The present research is concerned with the cognitive dimensions of procedures for estimating the standard deviation of job performance (SDy) in utility analysis. The overall goal was to integrate SDy estimation with advances in the area of decision making, and with advances in the social psychological study of person perception. Three variables were considered: problem frame, that is, whether the estimation task is posed in terms of the gain or loss of employees, stimulus salience, that is, the level of detail regarding the employee whose worth is being evaluated, and anchor values from previous estimates provided to judges as the starting point in forming their judgments.

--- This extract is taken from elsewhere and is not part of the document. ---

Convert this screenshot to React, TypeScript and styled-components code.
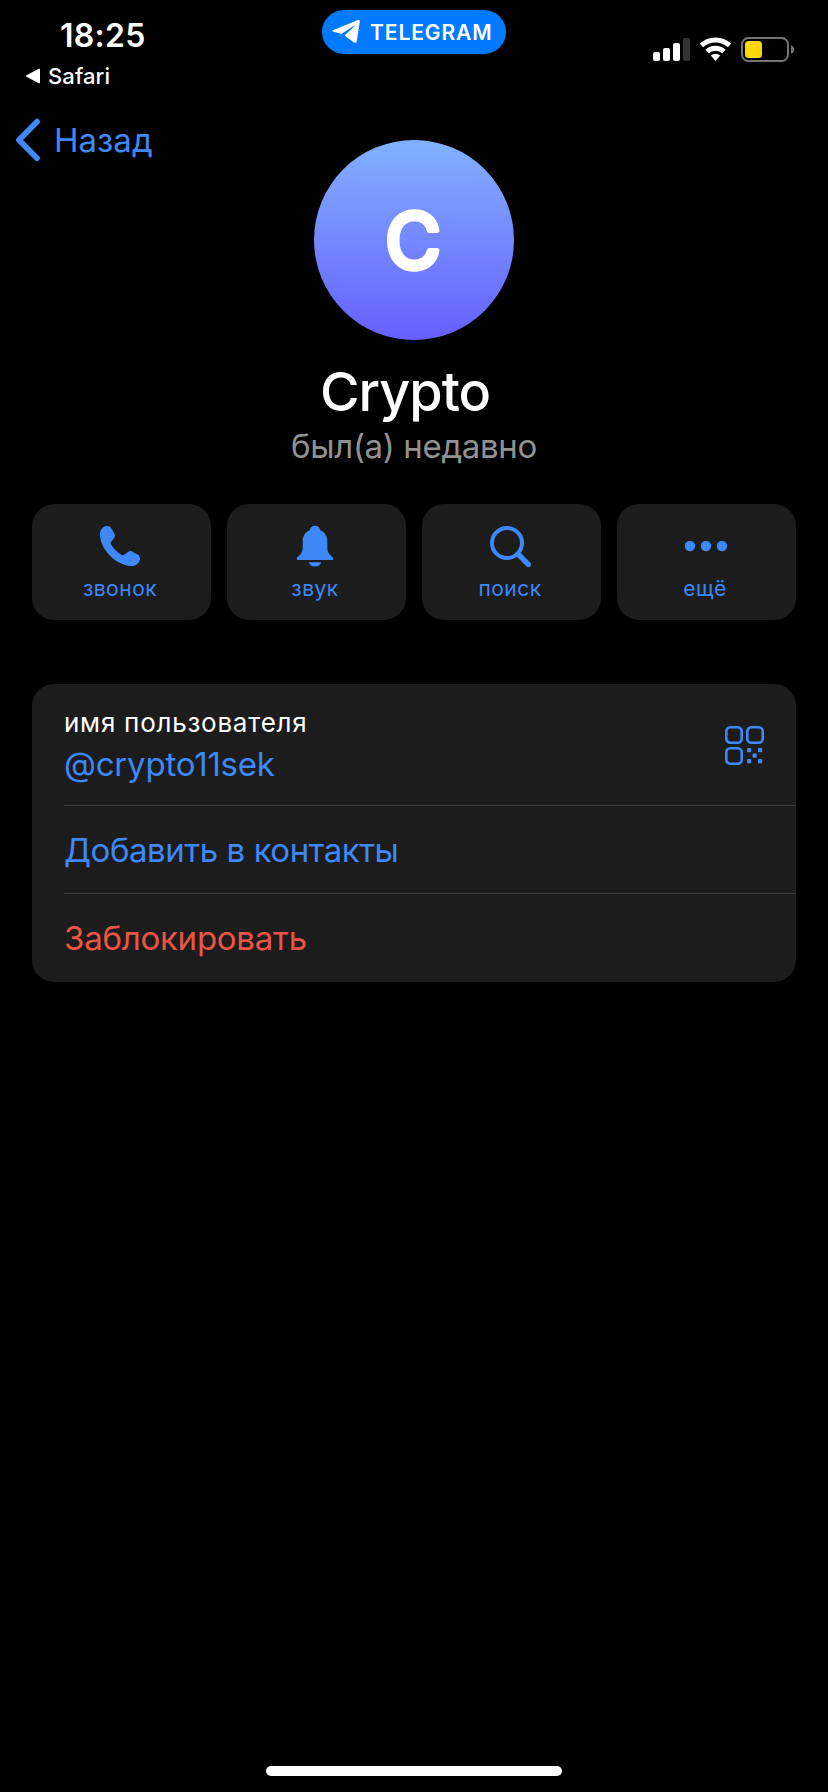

In previous research by Shetzer & Bobko (1987), estimates of overall worth obtained under negative frames were significantly greater than estimates obtained under positive frames. Experiment 1 tested whether the effect of frame would be as evident with high salience stimuli as with the traditional low salience scenario. A significant effect due to salience was found and the study concluded that salience is a primary variable. Experiment 2 examined the relation between the effect of framing and anchor values provided to subjects as the starting point in estimation. Experiment 2 found a significant effect for anchoring but no effect due to frame, suggesting that subjects' estimates are anchored on initial values. Anchoring was also found to reduce the variability of estimation. The reduction in the variability of negatively framed estimates appears to be relatively greater when anchors are provided than is the reduction in the variability of positively framed estimates. These findings confirm earlier research concerning the efficacy of the sequential feedback procedure for reducing within-cell variance.

The results of the two experiments suggest that the effect of the problem frame is not as important a variable in SDy estimation as are salience and anchoring. This conclusion should be welcomed by utility analysts, since it suggests that the estimation procedure can be made more precise by providing judges with the maximum amount of relevant information thus mitigating the impact of more peripheral variables, such as how the problem is framed.